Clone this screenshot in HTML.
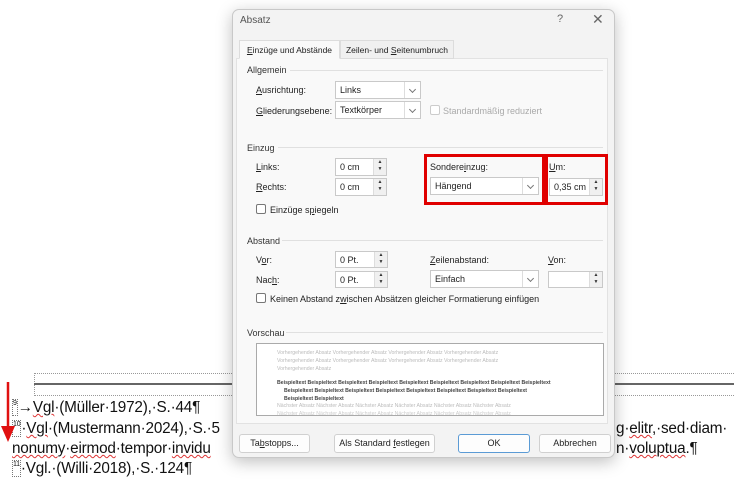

•••••

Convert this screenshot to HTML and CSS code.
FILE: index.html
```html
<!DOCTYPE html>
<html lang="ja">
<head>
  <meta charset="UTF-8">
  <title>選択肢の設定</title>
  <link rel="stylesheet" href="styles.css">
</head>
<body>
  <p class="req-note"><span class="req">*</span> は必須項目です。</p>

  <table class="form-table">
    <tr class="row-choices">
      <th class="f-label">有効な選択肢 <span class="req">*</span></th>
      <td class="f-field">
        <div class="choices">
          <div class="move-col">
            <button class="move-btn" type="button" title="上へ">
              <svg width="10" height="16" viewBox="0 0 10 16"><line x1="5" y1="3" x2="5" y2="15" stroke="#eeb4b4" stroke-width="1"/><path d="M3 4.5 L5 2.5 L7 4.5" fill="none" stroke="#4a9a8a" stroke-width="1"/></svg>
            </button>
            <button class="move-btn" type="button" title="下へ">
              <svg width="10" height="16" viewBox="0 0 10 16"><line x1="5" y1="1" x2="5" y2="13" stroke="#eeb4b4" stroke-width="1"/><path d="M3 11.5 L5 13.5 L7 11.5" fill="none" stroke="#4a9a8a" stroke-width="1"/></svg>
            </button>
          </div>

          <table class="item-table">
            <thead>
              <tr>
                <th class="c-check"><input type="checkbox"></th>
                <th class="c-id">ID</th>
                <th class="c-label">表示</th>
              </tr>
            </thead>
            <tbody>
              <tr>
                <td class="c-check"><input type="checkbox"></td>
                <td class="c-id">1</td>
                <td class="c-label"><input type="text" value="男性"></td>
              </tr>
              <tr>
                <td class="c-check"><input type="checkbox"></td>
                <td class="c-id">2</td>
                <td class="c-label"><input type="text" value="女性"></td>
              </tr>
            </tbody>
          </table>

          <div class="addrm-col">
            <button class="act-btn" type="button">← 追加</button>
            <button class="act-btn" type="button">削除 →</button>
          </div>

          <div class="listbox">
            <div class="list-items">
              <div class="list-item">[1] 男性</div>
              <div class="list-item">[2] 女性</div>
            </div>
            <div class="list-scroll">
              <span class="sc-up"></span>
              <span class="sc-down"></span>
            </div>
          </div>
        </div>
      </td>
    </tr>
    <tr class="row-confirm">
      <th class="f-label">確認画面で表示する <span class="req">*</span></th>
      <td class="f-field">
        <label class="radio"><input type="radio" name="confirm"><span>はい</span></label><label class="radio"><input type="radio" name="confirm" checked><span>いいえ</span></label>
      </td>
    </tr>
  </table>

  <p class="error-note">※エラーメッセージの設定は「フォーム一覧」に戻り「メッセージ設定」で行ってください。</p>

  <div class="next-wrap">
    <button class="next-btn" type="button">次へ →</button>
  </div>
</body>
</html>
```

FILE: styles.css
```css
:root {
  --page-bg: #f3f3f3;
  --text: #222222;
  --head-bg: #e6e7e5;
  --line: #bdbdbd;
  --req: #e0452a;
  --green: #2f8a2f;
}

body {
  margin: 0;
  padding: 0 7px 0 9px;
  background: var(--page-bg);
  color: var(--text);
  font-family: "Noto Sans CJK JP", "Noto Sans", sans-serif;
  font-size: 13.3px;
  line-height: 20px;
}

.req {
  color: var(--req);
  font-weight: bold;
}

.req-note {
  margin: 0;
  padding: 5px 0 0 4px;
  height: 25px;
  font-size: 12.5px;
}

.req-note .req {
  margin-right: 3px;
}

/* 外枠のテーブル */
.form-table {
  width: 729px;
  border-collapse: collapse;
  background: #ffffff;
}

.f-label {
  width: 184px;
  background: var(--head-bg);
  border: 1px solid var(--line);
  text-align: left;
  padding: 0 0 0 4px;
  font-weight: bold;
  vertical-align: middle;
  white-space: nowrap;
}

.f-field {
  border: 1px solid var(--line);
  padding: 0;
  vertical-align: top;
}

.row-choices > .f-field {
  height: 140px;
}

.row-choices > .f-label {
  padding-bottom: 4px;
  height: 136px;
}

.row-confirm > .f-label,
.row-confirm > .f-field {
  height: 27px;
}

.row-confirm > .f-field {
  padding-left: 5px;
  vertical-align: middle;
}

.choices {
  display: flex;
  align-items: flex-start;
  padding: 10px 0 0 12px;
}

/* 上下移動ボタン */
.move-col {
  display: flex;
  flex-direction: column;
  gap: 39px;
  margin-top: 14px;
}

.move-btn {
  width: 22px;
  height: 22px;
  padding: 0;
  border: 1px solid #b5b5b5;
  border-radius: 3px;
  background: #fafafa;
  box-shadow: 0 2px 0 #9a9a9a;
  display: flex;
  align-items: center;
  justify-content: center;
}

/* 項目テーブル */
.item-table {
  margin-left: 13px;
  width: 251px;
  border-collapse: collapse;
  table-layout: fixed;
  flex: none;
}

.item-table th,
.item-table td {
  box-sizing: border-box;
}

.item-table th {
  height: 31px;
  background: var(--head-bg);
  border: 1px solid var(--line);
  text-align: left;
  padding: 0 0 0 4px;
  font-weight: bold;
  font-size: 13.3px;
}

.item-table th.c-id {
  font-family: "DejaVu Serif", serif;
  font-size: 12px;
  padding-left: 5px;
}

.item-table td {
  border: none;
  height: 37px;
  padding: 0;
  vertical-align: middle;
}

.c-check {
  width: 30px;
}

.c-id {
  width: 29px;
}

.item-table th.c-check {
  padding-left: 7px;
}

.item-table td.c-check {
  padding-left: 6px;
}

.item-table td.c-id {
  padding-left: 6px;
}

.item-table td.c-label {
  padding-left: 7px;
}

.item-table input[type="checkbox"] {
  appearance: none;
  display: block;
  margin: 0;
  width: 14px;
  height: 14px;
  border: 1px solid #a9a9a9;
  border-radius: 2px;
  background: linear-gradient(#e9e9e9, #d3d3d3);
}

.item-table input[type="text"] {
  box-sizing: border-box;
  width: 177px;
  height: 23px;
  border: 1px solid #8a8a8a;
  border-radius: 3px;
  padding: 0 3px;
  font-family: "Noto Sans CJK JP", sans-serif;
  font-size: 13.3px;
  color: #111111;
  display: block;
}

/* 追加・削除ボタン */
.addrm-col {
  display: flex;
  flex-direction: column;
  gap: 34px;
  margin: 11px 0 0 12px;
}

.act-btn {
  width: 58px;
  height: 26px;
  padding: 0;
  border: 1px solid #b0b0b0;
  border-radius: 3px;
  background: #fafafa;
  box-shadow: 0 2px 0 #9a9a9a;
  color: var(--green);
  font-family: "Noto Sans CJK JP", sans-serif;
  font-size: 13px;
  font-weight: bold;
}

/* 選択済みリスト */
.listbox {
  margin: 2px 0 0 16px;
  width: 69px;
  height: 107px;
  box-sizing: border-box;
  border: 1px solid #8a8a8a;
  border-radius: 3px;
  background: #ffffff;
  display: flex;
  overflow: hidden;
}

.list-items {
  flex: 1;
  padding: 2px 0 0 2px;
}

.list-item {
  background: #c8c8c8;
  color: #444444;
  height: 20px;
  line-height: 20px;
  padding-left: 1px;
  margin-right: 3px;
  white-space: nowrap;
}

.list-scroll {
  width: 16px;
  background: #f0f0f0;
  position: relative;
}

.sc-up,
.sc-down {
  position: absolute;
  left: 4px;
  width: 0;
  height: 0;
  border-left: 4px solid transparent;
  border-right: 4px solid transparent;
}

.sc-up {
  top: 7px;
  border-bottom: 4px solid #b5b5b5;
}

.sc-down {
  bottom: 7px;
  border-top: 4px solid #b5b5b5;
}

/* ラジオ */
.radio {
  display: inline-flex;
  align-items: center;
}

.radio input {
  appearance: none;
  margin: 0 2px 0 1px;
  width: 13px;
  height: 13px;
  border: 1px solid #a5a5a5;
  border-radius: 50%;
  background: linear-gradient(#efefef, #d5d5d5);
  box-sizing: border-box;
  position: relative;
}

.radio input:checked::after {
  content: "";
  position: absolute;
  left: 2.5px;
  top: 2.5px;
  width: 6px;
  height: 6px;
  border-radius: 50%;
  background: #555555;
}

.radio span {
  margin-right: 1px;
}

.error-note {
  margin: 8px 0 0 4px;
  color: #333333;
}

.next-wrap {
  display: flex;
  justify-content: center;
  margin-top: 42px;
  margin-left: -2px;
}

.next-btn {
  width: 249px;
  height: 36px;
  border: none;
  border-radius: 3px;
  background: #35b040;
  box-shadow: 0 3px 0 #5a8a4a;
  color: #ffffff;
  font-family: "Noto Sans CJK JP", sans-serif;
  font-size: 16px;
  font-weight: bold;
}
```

•••••

- WRITTEN TASK:
State the count of lines holding the string "screenshot" in the listing above, and nothing else.

- THE RESULT:
2